◆ **MATERIAL PROVIDED**:
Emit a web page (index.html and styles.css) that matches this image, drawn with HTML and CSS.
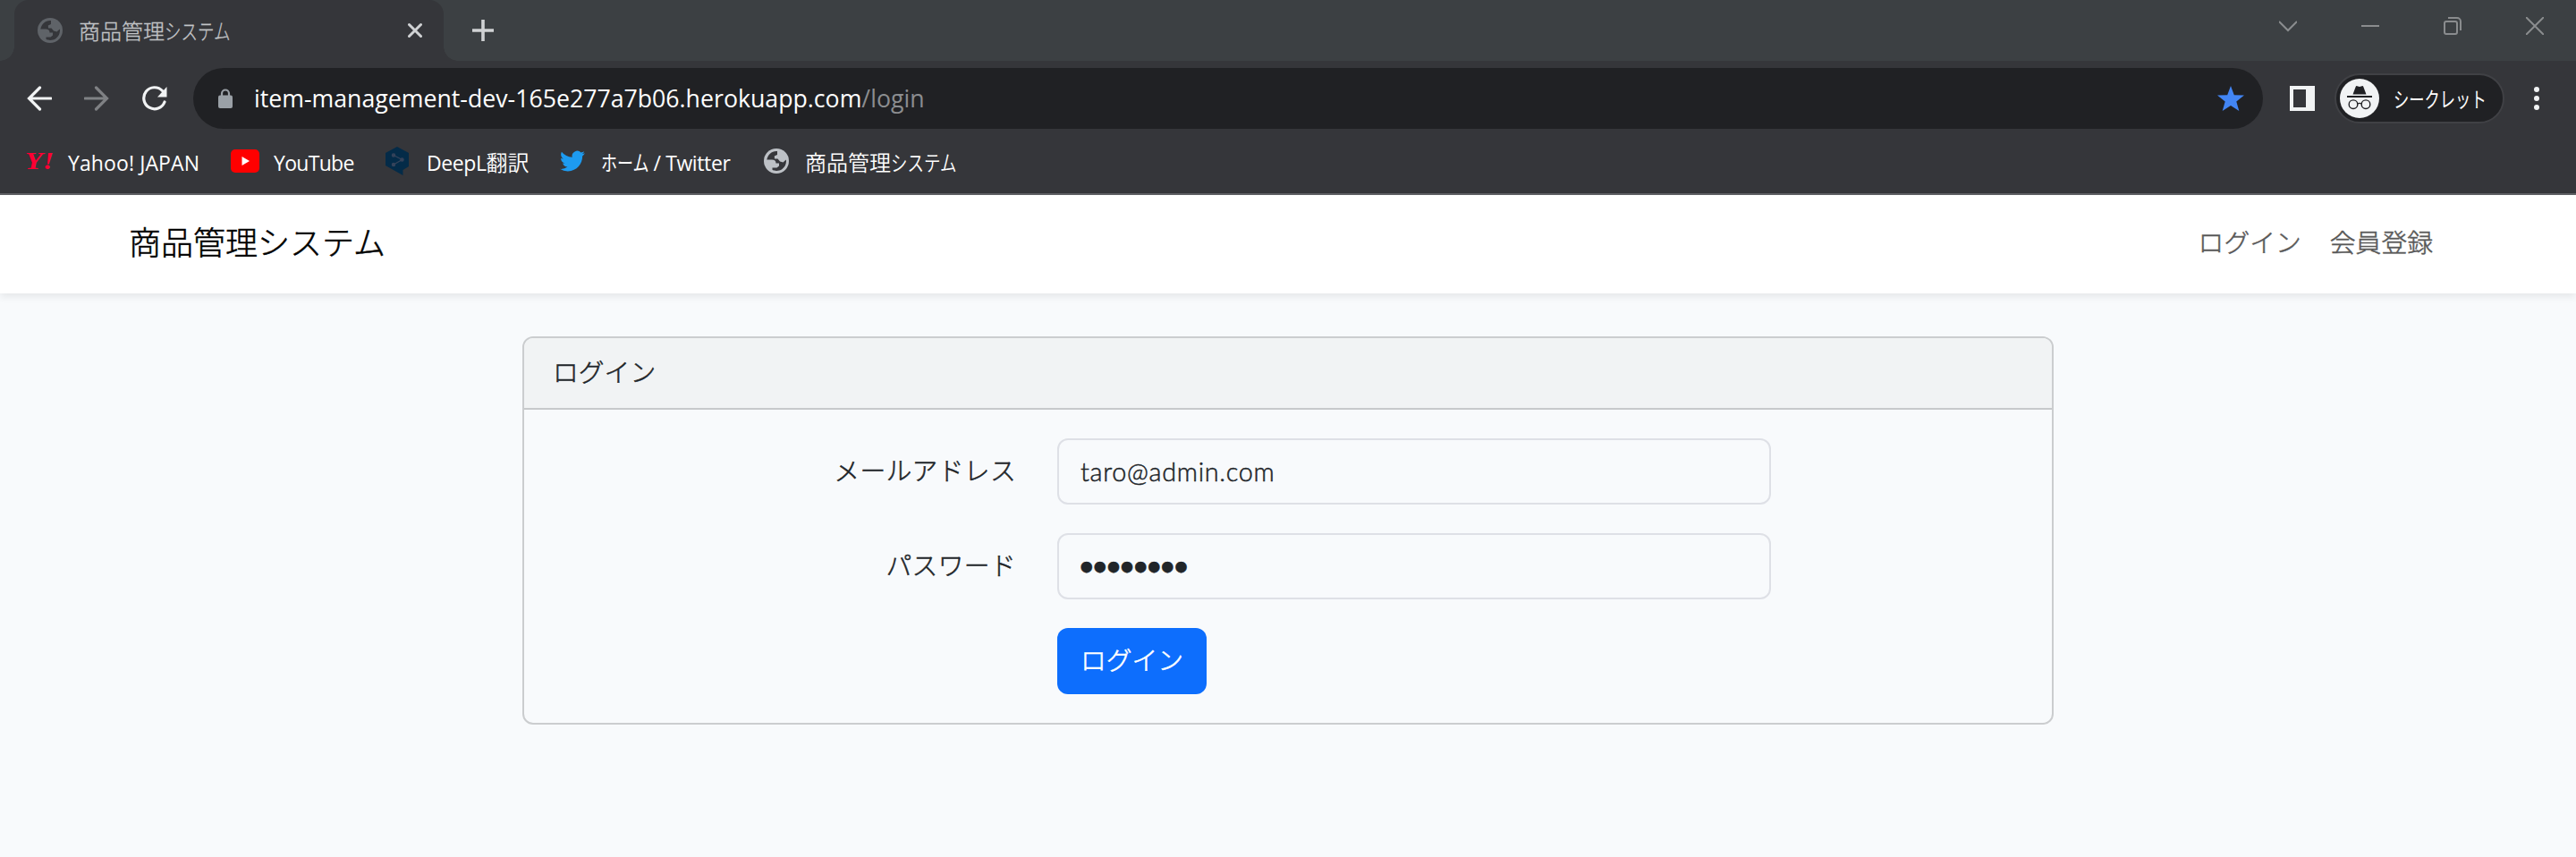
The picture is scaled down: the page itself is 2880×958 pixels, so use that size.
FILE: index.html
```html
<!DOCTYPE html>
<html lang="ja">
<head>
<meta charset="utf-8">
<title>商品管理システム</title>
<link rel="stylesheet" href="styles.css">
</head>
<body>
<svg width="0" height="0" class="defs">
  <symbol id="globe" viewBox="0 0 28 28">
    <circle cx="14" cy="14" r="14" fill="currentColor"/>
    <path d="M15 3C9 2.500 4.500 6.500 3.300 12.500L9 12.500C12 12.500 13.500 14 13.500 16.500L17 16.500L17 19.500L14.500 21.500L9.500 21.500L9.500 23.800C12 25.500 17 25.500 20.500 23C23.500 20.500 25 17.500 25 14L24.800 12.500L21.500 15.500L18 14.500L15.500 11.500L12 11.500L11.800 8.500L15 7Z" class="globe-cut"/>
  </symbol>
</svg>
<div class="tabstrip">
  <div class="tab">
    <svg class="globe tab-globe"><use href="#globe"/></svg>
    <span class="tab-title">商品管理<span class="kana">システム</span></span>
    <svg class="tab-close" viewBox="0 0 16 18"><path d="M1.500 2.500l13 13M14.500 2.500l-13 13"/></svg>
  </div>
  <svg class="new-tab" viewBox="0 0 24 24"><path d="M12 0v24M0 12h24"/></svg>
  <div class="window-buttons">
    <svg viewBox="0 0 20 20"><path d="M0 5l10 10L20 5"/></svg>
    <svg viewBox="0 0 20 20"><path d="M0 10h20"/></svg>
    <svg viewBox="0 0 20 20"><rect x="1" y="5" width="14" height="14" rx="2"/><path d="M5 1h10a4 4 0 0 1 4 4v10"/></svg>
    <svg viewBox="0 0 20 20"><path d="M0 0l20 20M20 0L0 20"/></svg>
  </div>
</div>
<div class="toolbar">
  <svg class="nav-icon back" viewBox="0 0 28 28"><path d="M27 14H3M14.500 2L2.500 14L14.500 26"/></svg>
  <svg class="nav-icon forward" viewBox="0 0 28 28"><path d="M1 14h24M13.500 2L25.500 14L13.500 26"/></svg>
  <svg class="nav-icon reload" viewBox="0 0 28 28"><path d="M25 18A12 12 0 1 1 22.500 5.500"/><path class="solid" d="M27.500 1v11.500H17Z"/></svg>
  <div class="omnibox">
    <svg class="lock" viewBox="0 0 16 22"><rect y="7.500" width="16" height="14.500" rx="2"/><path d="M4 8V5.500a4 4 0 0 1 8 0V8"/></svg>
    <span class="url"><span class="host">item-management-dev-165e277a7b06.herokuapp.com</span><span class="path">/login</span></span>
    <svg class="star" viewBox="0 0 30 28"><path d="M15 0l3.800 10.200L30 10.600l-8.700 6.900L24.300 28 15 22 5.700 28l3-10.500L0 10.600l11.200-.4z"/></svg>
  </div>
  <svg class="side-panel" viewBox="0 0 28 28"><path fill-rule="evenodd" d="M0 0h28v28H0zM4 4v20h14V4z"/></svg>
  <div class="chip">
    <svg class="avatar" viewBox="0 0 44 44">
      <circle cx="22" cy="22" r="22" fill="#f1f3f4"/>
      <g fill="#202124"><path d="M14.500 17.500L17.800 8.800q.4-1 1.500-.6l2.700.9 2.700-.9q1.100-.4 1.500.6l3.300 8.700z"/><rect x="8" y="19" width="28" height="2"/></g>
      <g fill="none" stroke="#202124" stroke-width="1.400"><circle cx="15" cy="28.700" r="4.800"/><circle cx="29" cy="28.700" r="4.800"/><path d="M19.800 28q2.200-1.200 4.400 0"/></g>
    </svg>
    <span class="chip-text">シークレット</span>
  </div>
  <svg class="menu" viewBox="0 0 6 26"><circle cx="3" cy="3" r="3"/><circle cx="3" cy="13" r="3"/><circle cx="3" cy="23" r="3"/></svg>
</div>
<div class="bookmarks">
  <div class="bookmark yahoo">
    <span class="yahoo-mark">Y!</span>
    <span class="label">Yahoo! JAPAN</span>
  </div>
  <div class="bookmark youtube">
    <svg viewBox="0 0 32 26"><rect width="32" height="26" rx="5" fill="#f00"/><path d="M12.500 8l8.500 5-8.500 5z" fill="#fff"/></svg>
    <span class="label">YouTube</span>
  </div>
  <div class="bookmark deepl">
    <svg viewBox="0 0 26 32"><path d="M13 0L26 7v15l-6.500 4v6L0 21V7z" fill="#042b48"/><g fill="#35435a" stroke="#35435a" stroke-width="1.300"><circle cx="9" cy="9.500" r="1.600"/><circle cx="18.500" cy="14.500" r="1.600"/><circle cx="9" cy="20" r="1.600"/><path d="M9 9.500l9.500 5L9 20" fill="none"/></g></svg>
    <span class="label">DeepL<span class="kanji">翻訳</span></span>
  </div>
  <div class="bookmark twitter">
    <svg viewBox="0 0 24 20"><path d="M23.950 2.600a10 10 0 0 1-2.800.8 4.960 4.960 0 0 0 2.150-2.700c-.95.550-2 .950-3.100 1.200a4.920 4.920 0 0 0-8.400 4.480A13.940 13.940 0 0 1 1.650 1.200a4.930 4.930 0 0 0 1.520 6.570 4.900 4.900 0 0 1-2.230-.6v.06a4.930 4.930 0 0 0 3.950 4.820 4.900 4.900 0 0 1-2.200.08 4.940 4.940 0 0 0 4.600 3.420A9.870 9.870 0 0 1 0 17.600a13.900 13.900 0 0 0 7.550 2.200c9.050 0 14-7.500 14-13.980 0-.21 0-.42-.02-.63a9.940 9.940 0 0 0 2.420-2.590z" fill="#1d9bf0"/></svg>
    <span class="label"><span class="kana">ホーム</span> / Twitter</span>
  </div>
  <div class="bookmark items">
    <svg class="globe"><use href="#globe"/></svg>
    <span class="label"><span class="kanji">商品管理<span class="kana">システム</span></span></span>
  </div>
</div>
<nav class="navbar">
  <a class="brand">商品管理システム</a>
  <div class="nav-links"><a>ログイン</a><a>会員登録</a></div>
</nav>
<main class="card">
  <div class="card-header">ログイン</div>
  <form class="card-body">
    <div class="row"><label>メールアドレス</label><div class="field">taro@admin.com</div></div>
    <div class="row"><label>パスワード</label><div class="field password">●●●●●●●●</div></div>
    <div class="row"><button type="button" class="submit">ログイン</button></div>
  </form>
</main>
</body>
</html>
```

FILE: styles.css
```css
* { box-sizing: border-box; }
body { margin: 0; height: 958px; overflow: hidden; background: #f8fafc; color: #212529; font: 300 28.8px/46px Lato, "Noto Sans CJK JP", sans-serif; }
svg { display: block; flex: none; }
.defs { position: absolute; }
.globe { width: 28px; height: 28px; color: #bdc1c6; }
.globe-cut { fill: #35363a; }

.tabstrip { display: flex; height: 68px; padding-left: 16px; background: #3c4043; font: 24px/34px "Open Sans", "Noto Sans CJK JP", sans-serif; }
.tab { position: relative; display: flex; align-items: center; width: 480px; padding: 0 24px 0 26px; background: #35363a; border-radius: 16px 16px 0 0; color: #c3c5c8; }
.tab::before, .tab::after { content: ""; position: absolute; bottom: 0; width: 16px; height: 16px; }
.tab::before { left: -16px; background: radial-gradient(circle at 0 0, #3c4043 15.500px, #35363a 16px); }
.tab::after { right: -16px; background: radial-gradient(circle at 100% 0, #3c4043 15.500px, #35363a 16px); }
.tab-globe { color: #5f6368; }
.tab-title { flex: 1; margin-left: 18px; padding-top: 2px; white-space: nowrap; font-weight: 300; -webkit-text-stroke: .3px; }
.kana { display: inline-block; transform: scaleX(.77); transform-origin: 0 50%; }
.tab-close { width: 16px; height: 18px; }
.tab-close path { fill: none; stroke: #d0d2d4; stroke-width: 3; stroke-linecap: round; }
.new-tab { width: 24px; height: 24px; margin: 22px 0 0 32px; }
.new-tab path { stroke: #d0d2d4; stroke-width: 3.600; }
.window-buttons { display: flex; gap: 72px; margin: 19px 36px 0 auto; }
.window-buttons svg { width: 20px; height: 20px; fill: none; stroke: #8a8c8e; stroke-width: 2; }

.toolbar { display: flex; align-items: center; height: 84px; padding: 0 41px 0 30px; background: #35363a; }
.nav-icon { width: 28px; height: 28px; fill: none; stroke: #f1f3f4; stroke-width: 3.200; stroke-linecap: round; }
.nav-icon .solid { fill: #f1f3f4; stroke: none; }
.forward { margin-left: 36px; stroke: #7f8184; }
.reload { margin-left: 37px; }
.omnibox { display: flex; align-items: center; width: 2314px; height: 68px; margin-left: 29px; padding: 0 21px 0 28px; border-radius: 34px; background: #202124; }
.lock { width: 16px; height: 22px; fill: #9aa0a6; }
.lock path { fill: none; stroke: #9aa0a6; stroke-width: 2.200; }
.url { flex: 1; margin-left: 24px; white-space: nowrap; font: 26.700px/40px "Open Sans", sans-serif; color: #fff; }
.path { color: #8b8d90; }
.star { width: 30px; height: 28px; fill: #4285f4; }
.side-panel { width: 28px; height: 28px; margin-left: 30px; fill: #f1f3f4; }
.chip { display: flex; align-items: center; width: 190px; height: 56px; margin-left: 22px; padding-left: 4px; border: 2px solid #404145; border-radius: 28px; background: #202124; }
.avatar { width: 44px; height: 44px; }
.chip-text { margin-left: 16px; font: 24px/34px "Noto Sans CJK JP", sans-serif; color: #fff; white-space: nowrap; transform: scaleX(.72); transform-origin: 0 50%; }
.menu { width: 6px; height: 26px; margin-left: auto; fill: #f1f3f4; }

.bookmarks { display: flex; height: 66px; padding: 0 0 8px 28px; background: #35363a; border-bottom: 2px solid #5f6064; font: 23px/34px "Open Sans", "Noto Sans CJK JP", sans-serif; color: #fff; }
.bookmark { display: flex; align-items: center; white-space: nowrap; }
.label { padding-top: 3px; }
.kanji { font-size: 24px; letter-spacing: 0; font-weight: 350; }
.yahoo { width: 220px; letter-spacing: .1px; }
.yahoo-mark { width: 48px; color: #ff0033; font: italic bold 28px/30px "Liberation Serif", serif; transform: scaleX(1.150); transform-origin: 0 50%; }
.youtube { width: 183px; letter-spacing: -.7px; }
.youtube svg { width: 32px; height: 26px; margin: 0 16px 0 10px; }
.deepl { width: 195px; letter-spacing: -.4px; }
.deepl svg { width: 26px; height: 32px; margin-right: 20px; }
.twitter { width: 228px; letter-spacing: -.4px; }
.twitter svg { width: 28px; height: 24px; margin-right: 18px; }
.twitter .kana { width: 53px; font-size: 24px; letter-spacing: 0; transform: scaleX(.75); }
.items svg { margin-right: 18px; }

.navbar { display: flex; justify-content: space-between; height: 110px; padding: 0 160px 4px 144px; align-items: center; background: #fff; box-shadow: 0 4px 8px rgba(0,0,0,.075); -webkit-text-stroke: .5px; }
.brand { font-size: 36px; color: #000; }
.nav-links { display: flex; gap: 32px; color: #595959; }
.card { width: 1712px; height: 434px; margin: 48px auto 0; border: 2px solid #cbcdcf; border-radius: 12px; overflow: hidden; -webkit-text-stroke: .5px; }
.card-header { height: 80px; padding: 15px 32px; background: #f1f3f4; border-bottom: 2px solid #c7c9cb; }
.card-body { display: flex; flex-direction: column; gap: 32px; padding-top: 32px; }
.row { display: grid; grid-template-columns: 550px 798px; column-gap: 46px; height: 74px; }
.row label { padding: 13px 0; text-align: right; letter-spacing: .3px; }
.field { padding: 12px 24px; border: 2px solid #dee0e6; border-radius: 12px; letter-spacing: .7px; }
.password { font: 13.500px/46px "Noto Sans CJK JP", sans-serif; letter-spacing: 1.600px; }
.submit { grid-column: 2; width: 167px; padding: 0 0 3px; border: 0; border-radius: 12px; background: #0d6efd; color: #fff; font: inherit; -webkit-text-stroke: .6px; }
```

◆ **GOAL OF THE EXERCISE**: Each line that has the word "page" should be copied.

◆ **OUTPUT OF THE EXERCISE**:
Emit a web page (index.html and styles.css) that matches this image, drawn with HTML and CSS.
The picture is scaled down: the page itself is 2880×958 pixels, so use that size.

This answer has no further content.